## [REQUIREMENT]
Pictures are excluded. Copy exactly, and only, the lines from the one containing "Generate a component" through the one containing "7 / 8 style)", both ends included.

## [Records with interface code]
>>>

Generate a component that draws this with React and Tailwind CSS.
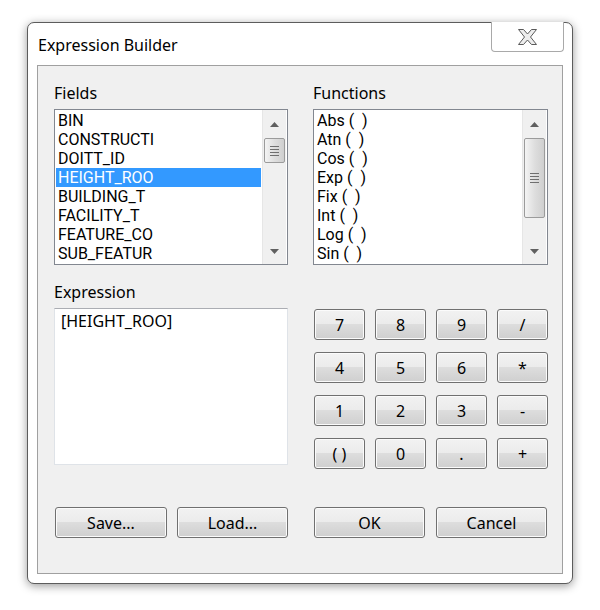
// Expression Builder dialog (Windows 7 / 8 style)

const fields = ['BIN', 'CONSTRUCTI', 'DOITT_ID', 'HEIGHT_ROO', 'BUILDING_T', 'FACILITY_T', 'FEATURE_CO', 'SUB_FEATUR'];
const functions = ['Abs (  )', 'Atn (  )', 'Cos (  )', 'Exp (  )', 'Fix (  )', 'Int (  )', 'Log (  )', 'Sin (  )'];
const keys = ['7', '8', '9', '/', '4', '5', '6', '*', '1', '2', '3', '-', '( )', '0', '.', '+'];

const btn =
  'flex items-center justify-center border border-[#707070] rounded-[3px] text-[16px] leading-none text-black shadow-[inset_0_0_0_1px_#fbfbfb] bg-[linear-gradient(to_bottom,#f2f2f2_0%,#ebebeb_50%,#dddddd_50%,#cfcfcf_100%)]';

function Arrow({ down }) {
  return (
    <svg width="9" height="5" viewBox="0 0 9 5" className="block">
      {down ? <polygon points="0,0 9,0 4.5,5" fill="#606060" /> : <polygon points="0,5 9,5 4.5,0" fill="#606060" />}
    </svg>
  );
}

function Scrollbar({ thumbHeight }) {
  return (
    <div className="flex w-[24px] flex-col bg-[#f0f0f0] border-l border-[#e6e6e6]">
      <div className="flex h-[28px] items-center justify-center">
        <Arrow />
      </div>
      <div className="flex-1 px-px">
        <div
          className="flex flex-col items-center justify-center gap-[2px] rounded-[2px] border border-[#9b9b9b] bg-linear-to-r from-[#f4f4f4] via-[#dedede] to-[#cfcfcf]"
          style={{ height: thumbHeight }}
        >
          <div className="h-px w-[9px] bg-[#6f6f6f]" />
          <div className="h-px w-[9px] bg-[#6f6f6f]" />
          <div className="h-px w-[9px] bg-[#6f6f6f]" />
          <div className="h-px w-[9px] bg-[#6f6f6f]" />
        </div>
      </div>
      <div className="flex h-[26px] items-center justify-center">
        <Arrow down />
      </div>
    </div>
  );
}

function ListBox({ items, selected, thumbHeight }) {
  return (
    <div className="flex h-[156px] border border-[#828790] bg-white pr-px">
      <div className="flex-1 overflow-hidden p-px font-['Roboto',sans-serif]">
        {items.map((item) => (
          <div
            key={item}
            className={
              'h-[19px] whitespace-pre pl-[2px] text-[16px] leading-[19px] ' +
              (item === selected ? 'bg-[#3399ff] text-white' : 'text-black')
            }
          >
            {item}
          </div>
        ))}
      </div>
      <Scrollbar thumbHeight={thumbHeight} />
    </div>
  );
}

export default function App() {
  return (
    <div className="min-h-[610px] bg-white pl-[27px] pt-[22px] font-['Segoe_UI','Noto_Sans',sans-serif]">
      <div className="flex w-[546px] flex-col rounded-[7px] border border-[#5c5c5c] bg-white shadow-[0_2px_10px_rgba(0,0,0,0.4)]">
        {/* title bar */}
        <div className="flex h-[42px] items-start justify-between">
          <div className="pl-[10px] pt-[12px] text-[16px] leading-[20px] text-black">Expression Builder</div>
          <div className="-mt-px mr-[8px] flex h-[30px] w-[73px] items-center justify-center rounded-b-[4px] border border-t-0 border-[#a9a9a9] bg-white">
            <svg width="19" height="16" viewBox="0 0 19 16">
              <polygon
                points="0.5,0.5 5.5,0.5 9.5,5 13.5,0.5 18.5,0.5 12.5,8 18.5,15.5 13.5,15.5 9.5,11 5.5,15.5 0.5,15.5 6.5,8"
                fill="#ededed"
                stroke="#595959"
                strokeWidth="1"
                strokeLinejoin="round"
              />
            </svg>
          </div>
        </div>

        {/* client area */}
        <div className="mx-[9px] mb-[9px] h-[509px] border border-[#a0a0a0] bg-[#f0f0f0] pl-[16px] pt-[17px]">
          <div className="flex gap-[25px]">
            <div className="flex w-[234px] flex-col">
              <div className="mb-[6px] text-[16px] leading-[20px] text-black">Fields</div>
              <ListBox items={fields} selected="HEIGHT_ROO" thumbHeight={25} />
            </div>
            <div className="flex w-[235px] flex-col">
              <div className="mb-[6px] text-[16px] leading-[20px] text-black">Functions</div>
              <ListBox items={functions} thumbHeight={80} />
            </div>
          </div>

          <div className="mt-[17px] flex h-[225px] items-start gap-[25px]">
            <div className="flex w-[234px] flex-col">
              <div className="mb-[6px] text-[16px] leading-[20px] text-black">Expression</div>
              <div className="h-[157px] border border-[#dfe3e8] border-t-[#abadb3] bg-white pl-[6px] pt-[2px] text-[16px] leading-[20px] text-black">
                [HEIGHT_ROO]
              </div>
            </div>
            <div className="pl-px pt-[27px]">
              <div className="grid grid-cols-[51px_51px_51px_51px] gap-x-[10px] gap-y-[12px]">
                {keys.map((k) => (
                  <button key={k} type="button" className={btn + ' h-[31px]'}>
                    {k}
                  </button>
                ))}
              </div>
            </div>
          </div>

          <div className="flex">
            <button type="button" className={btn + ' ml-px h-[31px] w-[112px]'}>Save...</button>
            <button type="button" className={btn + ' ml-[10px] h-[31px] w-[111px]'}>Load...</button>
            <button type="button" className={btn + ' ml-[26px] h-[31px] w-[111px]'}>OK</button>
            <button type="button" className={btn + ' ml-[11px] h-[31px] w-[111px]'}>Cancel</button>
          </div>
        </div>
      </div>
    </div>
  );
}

<<<
>>>

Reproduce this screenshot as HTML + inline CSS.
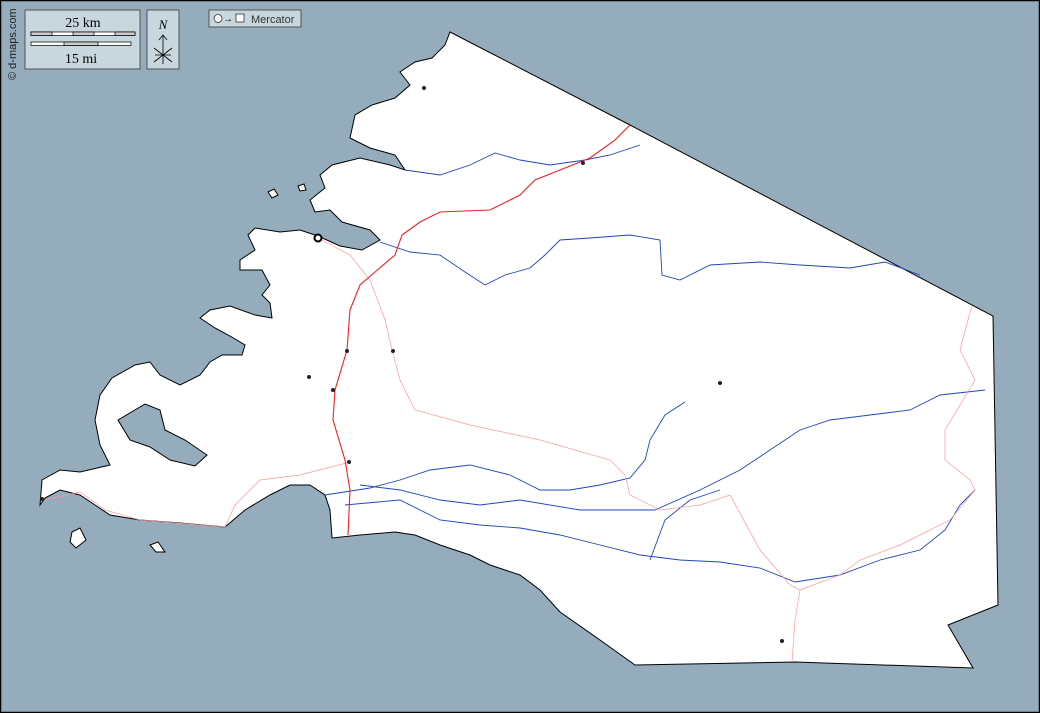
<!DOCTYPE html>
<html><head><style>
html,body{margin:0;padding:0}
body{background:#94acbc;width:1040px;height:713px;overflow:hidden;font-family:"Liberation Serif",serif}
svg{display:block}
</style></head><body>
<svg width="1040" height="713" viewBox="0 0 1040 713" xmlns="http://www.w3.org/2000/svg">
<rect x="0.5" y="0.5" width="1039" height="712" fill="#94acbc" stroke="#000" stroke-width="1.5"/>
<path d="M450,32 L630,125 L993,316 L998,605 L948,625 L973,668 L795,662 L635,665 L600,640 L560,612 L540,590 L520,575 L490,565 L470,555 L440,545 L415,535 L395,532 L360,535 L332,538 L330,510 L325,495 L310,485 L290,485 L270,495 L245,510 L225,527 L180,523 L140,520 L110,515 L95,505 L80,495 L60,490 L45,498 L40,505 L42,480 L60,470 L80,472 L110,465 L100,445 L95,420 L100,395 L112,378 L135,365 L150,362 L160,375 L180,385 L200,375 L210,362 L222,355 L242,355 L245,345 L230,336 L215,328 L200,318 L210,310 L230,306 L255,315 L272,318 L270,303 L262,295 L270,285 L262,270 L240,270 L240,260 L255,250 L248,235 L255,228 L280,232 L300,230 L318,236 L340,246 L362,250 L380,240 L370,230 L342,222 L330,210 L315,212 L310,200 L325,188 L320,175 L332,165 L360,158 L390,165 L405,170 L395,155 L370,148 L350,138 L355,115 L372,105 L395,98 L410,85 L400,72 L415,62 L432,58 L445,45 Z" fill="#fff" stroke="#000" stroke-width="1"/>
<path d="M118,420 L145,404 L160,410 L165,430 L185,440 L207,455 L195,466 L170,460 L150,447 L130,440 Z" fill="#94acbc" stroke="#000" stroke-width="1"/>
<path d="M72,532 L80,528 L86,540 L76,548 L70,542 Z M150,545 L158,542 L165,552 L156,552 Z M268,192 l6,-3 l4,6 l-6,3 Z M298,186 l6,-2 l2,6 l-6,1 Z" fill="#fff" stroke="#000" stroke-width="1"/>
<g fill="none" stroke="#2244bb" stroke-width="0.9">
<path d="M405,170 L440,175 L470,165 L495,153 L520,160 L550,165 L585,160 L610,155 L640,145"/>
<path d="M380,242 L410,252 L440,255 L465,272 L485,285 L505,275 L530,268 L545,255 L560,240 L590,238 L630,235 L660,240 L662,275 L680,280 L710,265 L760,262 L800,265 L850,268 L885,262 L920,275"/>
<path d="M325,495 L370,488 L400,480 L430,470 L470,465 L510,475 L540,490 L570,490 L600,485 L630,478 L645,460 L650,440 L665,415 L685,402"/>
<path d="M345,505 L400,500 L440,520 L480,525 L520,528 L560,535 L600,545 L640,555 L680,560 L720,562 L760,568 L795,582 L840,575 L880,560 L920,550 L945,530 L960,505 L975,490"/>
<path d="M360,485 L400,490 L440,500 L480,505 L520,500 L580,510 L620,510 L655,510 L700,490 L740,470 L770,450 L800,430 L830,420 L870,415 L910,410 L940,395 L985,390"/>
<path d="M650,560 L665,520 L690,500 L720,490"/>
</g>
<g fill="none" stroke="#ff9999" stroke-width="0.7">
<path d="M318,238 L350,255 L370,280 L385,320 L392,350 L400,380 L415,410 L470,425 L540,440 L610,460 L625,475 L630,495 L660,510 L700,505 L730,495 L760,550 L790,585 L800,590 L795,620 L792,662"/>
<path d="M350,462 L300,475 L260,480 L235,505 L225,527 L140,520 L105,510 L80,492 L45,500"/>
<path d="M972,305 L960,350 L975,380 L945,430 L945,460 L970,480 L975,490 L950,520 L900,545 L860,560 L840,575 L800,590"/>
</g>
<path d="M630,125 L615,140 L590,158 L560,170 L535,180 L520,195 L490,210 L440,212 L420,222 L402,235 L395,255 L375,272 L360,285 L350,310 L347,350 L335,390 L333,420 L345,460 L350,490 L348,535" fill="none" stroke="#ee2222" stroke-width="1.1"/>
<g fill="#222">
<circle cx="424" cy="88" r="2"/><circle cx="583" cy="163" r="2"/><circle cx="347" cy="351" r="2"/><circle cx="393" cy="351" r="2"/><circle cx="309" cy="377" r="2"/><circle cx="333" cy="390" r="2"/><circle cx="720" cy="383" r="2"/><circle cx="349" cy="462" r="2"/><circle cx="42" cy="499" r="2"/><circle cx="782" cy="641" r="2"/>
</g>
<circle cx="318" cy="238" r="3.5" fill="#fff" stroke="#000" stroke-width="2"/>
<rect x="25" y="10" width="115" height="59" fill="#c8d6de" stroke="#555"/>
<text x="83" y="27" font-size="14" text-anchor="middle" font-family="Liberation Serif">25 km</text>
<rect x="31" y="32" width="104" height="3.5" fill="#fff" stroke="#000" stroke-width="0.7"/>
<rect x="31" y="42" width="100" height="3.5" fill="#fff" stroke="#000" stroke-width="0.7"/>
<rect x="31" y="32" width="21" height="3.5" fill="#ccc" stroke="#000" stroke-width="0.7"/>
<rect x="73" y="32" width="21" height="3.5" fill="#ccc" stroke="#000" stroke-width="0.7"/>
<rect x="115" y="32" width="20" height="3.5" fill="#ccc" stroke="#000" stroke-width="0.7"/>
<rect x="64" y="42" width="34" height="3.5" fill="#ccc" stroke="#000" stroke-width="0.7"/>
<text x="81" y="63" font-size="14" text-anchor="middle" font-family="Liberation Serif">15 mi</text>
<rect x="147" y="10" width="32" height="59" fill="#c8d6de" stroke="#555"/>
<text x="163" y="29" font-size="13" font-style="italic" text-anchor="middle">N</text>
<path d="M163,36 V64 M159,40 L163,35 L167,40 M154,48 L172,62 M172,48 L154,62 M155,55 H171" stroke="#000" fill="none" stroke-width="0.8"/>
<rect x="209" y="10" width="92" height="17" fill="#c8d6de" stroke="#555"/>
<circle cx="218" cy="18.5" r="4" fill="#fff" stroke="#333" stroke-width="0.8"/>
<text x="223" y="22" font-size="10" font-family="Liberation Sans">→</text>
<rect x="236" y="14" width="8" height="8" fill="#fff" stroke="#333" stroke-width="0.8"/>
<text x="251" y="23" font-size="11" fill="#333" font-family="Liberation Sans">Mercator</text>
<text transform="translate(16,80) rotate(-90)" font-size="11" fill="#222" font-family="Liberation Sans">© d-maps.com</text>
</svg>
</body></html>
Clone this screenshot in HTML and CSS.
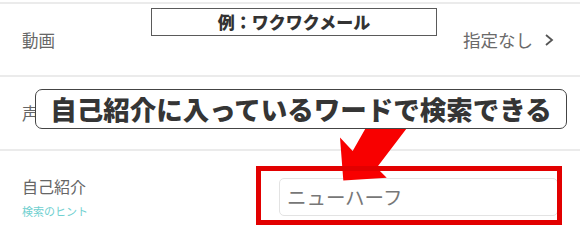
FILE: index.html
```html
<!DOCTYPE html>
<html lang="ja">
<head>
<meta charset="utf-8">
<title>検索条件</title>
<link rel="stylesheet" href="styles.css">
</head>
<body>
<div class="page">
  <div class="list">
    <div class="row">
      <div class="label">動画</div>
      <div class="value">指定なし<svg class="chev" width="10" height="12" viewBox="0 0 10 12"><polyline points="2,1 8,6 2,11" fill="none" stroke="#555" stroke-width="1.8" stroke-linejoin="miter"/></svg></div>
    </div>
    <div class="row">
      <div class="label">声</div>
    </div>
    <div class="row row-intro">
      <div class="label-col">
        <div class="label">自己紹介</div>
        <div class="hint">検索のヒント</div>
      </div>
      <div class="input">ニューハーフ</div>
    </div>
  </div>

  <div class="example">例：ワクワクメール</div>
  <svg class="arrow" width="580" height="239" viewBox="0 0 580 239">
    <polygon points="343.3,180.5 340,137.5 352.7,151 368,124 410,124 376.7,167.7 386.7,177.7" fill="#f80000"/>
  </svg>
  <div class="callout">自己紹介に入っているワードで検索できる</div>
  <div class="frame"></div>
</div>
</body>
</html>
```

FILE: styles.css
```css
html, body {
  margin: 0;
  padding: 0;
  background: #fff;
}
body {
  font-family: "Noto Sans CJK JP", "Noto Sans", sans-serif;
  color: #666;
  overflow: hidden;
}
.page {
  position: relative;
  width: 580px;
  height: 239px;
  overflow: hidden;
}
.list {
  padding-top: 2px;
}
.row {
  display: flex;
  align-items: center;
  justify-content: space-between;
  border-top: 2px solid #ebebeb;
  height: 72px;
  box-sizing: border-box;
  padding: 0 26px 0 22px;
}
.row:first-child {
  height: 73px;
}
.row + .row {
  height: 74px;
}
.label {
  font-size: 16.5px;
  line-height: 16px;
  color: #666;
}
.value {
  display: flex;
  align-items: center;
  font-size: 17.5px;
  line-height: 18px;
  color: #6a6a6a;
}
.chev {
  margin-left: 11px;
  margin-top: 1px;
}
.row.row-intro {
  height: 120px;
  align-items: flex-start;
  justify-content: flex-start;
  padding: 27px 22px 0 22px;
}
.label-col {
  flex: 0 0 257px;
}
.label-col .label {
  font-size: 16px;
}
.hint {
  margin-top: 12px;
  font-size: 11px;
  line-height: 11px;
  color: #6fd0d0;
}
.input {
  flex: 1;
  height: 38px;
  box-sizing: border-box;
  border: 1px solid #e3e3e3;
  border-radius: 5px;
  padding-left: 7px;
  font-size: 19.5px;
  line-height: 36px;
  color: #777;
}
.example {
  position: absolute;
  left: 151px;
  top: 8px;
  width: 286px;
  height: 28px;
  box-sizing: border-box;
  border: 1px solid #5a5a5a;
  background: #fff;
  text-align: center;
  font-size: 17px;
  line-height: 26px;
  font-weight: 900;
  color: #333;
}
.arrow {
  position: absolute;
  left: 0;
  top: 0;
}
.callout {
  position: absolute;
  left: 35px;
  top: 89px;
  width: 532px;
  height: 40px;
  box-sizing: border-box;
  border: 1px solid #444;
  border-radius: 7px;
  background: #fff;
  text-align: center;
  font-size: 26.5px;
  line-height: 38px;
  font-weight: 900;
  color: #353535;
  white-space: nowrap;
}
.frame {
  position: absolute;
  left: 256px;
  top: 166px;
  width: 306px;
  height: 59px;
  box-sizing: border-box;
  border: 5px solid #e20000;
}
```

<<<
>>>

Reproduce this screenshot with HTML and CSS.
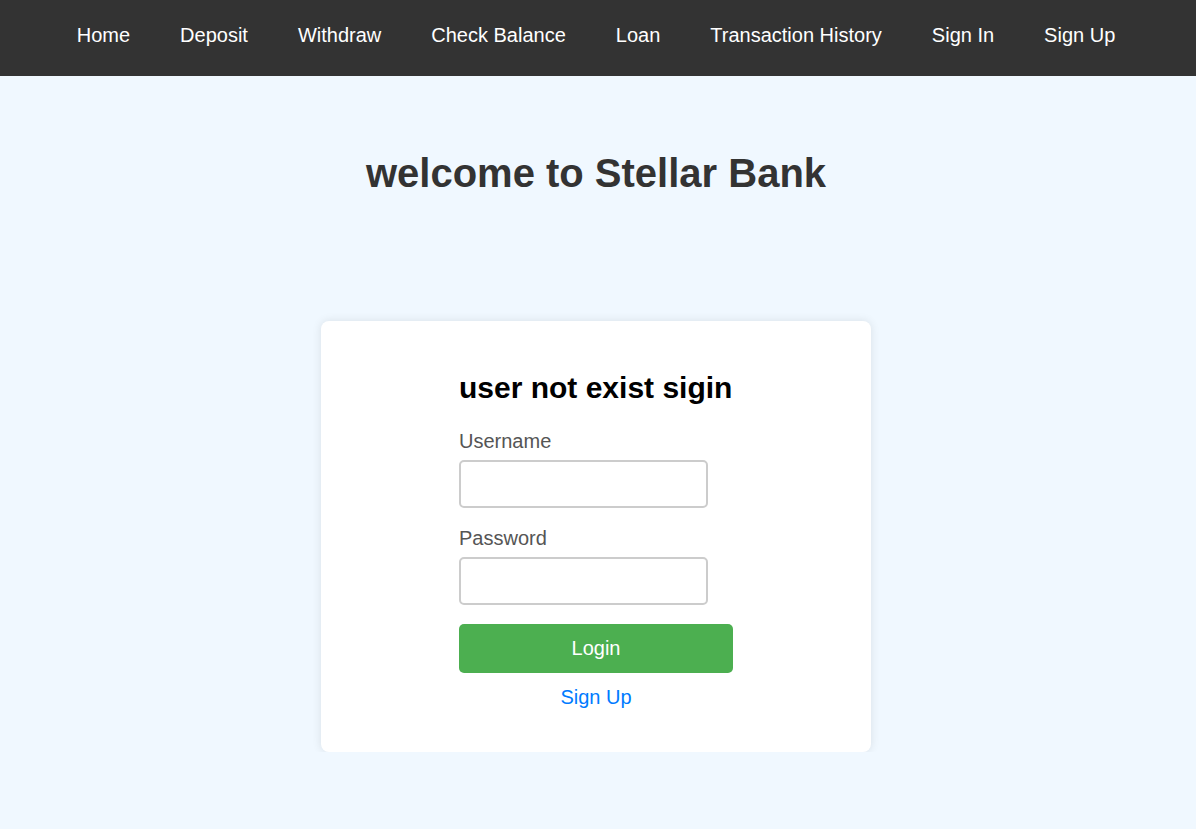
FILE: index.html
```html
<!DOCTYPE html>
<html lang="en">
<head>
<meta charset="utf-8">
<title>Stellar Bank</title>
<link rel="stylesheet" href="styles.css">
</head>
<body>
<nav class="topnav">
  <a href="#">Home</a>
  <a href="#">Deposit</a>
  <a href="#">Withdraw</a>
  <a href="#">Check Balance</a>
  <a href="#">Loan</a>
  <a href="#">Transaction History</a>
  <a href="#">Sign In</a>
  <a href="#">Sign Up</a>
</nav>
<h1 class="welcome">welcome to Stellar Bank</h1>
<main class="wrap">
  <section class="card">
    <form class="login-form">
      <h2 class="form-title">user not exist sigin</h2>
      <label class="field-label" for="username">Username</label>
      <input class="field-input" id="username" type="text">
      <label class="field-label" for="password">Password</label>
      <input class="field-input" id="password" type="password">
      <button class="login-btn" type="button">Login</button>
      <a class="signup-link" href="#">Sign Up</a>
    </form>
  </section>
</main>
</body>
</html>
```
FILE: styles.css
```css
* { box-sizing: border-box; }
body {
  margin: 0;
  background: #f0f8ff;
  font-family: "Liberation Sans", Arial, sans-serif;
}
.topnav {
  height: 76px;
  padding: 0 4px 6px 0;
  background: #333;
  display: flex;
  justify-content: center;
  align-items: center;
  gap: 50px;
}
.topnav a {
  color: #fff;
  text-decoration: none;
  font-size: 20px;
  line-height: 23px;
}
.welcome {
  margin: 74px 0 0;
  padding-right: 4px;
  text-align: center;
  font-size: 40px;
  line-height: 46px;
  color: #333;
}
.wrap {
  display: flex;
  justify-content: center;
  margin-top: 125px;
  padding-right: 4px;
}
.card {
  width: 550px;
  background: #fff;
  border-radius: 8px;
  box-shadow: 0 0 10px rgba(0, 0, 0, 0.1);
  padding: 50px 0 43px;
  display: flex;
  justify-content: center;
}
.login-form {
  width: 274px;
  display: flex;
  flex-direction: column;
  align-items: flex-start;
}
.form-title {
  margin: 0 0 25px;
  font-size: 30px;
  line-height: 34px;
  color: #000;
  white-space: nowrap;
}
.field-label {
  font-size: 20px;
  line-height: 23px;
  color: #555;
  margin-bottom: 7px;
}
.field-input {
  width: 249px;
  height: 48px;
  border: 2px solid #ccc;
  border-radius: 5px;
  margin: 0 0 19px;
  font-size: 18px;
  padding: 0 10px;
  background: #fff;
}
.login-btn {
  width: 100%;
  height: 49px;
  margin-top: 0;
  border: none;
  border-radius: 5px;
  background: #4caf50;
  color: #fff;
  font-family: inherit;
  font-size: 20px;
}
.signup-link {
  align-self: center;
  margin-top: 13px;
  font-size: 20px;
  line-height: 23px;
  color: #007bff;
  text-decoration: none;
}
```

<<<

## [RESPONSE TO THIS EXERCISE]
Generate a component that draws this with React and Tailwind CSS.
// Expression Builder dialog (Windows 7 / 8 style)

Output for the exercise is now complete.